4. Jarrod Saltalamacchia Not Being Terrible
If Jacoby Ellsbury had a great spring training, than how do you describe Jarrod Saltalamacchia's? At 1.114, Salty had by far the best spring of any Red Sox with a decent number of plate appearances. He struck out only five times, walked just as many, and, while he only had one homer, added six doubles. It's a small sample size, and it's Spring Training, but with all the offensive capabilities Saltalamacchia had coming up through the minors, and when you consider that he's only 25 and thus far from his expected prime, it's possible that one of the Sox' biggest question marks could end the season as their biggest surprise.
5. Clay Buchholz' Peripherals
One of the most effective pitchers in 2010 still has a lot to prove in 2011. While Clay Buchholz was keeping runs off the board better than almost anyone else, he didn't do it in a way that is entirely sustainable.

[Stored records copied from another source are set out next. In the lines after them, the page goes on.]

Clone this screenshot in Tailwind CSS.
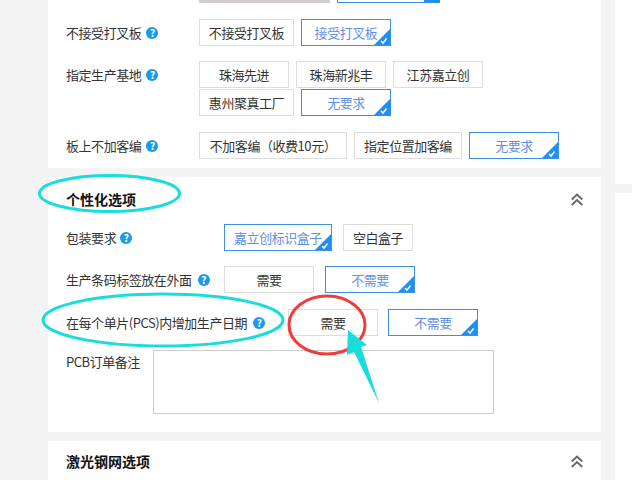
<!DOCTYPE html>
<html lang="zh">
<head>
<meta charset="UTF-8">
<title>PCB 下单</title>
<script src="https://cdn.jsdelivr.net/npm/@tailwindcss/browser@4"></script>
</head>
<body class="bg-[#f4f4f4]">
<div class="relative w-[632px] h-[480px] overflow-hidden flex font-['Noto_Sans_CJK_SC','Liberation_Sans',sans-serif] text-[13px] tracking-[-0.45px] text-[#333]">

  <!-- main column -->
  <div class="ml-[48px] w-[553px] flex flex-col gap-[9px]">

    <!-- 基本选项 (end of card) -->
    <div class="bg-white h-[168px] shrink-0 pl-[18px] flex flex-col">
      <div class="flex h-[19px] pl-[133px] gap-[7px] items-start">
        <div class="w-[131px] h-[3px] bg-[#d3cdcd]"></div>
        <div class="relative w-[103px] h-[3px] border-b border-x border-[#3d8fe0] overflow-hidden">
          <span class="absolute right-0 bottom-0 w-[15px] h-[3px] bg-[#1e90f5]"></span>
        </div>
      </div>

      <div class="flex h-[27px] mb-[15px]">
        <div class="w-[133px] flex items-center gap-[5px]">
          <span>不接受打叉板</span>
          <span class="w-[12px] h-[12px] rounded-full bg-[#1a9ae8] text-white text-[10px] font-bold leading-[12px] text-center">?</span>
        </div>
        <div class="flex gap-[7px]">
          <div class="w-[95px] border border-[#ddd] flex items-center justify-center">不接受打叉板</div>
          <div class="relative w-[90px] border border-[#3d8fe0] text-[#5f8fe6] flex items-center justify-center overflow-hidden">接受打叉板
            <svg class="absolute right-0 bottom-0" width="16" height="16" viewBox="0 0 16 16"><path d="M16 0V16H0Z" fill="#1e90f5"/><path d="M7 12l2 2 3.500-4.500" fill="none" stroke="#fff" stroke-width="1.500"/></svg>
          </div>
        </div>
      </div>

      <div class="flex mb-[16px]">
        <div class="w-[133px] h-[27px] flex items-center gap-[5px]">
          <span>指定生产基地</span>
          <span class="w-[12px] h-[12px] rounded-full bg-[#1a9ae8] text-white text-[10px] font-bold leading-[12px] text-center">?</span>
        </div>
        <div class="flex flex-col gap-[1px]">
          <div class="flex gap-[7px] h-[27px]">
            <div class="w-[90px] border border-[#ddd] flex items-center justify-center">珠海先进</div>
            <div class="w-[90px] border border-[#ddd] flex items-center justify-center">珠海新兆丰</div>
            <div class="w-[90px] border border-[#ddd] flex items-center justify-center">江苏嘉立创</div>
          </div>
          <div class="flex gap-[7px] h-[27px]">
            <div class="w-[95px] border border-[#ddd] flex items-center justify-center">惠州聚真工厂</div>
            <div class="relative w-[90px] border border-[#3d8fe0] text-[#5f8fe6] flex items-center justify-center overflow-hidden">无要求
              <svg class="absolute right-0 bottom-0" width="16" height="16" viewBox="0 0 16 16"><path d="M16 0V16H0Z" fill="#1e90f5"/><path d="M7 12l2 2 3.500-4.500" fill="none" stroke="#fff" stroke-width="1.500"/></svg>
            </div>
          </div>
        </div>
      </div>

      <div class="flex h-[27px]">
        <div class="w-[133px] flex items-center gap-[5px]">
          <span>板上不加客编</span>
          <span class="w-[12px] h-[12px] rounded-full bg-[#1a9ae8] text-white text-[10px] font-bold leading-[12px] text-center">?</span>
        </div>
        <div class="flex gap-[7px]">
          <div class="w-[148px] border border-[#ddd] flex items-center justify-center">不加客编（收费10元）</div>
          <div class="w-[108px] border border-[#ddd] flex items-center justify-center">指定位置加客编</div>
          <div class="relative w-[90px] border border-[#3d8fe0] text-[#5f8fe6] flex items-center justify-center overflow-hidden">无要求
            <svg class="absolute right-0 bottom-0" width="16" height="16" viewBox="0 0 16 16"><path d="M16 0V16H0Z" fill="#1e90f5"/><path d="M7 12l2 2 3.500-4.500" fill="none" stroke="#fff" stroke-width="1.500"/></svg>
          </div>
        </div>
      </div>
    </div>

    <!-- 个性化选项 -->
    <div class="bg-white h-[255px] shrink-0 pl-[18px] pr-[18px] flex flex-col">
      <div class="flex items-center justify-between h-[47px] pb-[2px]">
        <h2 class="text-[14px] font-bold text-[#111] tracking-normal">个性化选项</h2>
        <svg width="12" height="13" viewBox="0 0 12 13" fill="none" stroke="#666" stroke-width="1.800"><path d="M0.700 6.500L6 1.500l5.300 5"/><path d="M0.700 12L6 7l5.300 5"/></svg>
      </div>

      <div class="flex h-[27px] mb-[15px]">
        <div class="w-[158px] flex items-center gap-[4px]">
          <span>包装要求</span>
          <span class="w-[12px] h-[12px] rounded-full bg-[#1a9ae8] text-white text-[10px] font-bold leading-[12px] text-center">?</span>
        </div>
        <div class="flex gap-[11px]">
          <div class="relative w-[108px] border border-[#3d8fe0] text-[#5f8fe6] flex items-center justify-center overflow-hidden">嘉立创标识盒子
            <svg class="absolute right-0 bottom-0" width="16" height="16" viewBox="0 0 16 16"><path d="M16 0V16H0Z" fill="#1e90f5"/><path d="M7 12l2 2 3.500-4.500" fill="none" stroke="#fff" stroke-width="1.500"/></svg>
          </div>
          <div class="w-[70px] border border-[#ddd] flex items-center justify-center">空白盒子</div>
        </div>
      </div>

      <div class="flex h-[27px] mb-[16px]">
        <div class="w-[158px] flex items-center gap-[6px]">
          <span>生产条码标签放在外面</span>
          <span class="w-[12px] h-[12px] rounded-full bg-[#1a9ae8] text-white text-[10px] font-bold leading-[12px] text-center">?</span>
        </div>
        <div class="flex gap-[11px]">
          <div class="w-[90px] border border-[#ddd] flex items-center justify-center">需要</div>
          <div class="relative w-[90px] border border-[#3d8fe0] text-[#5f8fe6] flex items-center justify-center overflow-hidden">不需要
            <svg class="absolute right-0 bottom-0" width="16" height="16" viewBox="0 0 16 16"><path d="M16 0V16H0Z" fill="#1e90f5"/><path d="M7 12l2 2 3.500-4.500" fill="none" stroke="#fff" stroke-width="1.500"/></svg>
          </div>
        </div>
      </div>

      <div class="flex h-[27px] mb-[14px]">
        <div class="w-[222px] flex items-center gap-[6px]">
          <span>在每个单片(PCS)内增加生产日期</span>
          <span class="w-[12px] h-[12px] rounded-full bg-[#1a9ae8] text-white text-[10px] font-bold leading-[12px] text-center">?</span>
        </div>
        <div class="flex gap-[10px]">
          <div class="w-[90px] border border-[#ddd] flex items-center justify-center">需要</div>
          <div class="relative w-[90px] border border-[#3d8fe0] text-[#5f8fe6] flex items-center justify-center overflow-hidden">不需要
            <svg class="absolute right-0 bottom-0" width="16" height="16" viewBox="0 0 16 16"><path d="M16 0V16H0Z" fill="#1e90f5"/><path d="M7 12l2 2 3.500-4.500" fill="none" stroke="#fff" stroke-width="1.500"/></svg>
          </div>
        </div>
      </div>

      <div class="flex">
        <label class="w-[87px] pt-[2px]">PCB订单备注</label>
        <div class="w-[341px] h-[64px] border border-[#ccc]"></div>
      </div>
    </div>

    <!-- 激光钢网选项 -->
    <div class="bg-white h-[60px] shrink-0 pl-[18px] pr-[18px]">
      <div class="flex items-center justify-between h-[42px] pb-[2px]">
        <h2 class="text-[14px] font-bold text-[#111] tracking-normal">激光钢网选项</h2>
        <svg width="12" height="13" viewBox="0 0 12 13" fill="none" stroke="#666" stroke-width="1.800"><path d="M0.700 6.500L6 1.500l5.300 5"/><path d="M0.700 12L6 7l5.300 5"/></svg>
      </div>
    </div>
  </div>

  <!-- right column -->
  <div class="ml-[14px] w-[17px] flex flex-col gap-[9px]">
    <div class="bg-white h-[184px] shrink-0"></div>
    <div class="bg-white flex-1"></div>
  </div>

  <!-- hand-drawn annotations over the screenshot -->
  <svg class="absolute inset-0 pointer-events-none" width="632" height="480" viewBox="0 0 632 480" fill="none">
    <ellipse cx="109.500" cy="193.500" rx="70" ry="18" stroke="#1bdcdc" stroke-width="3"/>
    <ellipse cx="163" cy="320" rx="120" ry="26" stroke="#1bdcdc" stroke-width="3"/>
    <ellipse cx="327" cy="325" rx="38" ry="29" stroke="#f33b3b" stroke-width="3"/>
    <path d="M348 330L367 345 361 347 379 403 354 352 347 355Z" fill="#1bdcdc"/>
  </svg>
</div>
</body>
</html>
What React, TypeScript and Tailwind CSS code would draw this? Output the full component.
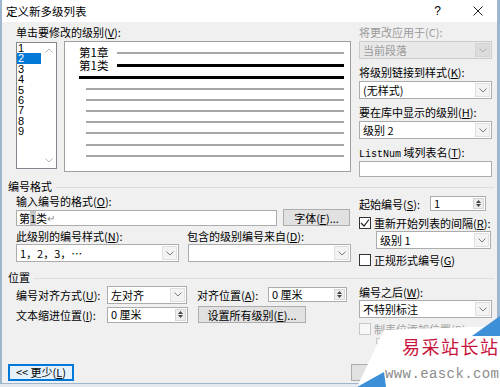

Control issues persisted, and his strikeout rates were the lowest of his career. This isn't an irrevocable sentencing to mediocrity by any means -- Jon Lester had similarly worrying peripherals in 2008 before bringing them up to meet his results in 2009. But the question remains: Is Clay Buchholz a long-term second ace for the Sox behind Lester, or more just a solid third man?
Of course, immediate impressions aren't necessarily going to tell us anything. If Jarrod Saltalamacchia hits a homer in his first at bat, that doesn't mean he's going to have a good season, much as a perfect first inning for Jon Lester could lead directly into a four run second (knock on wood). But it's worth keeping an eye on all these situations in the early going. As the Sox start to progress through the season, we'll have a better idea about who's going in what direction, and management can start working out the ramifications from there.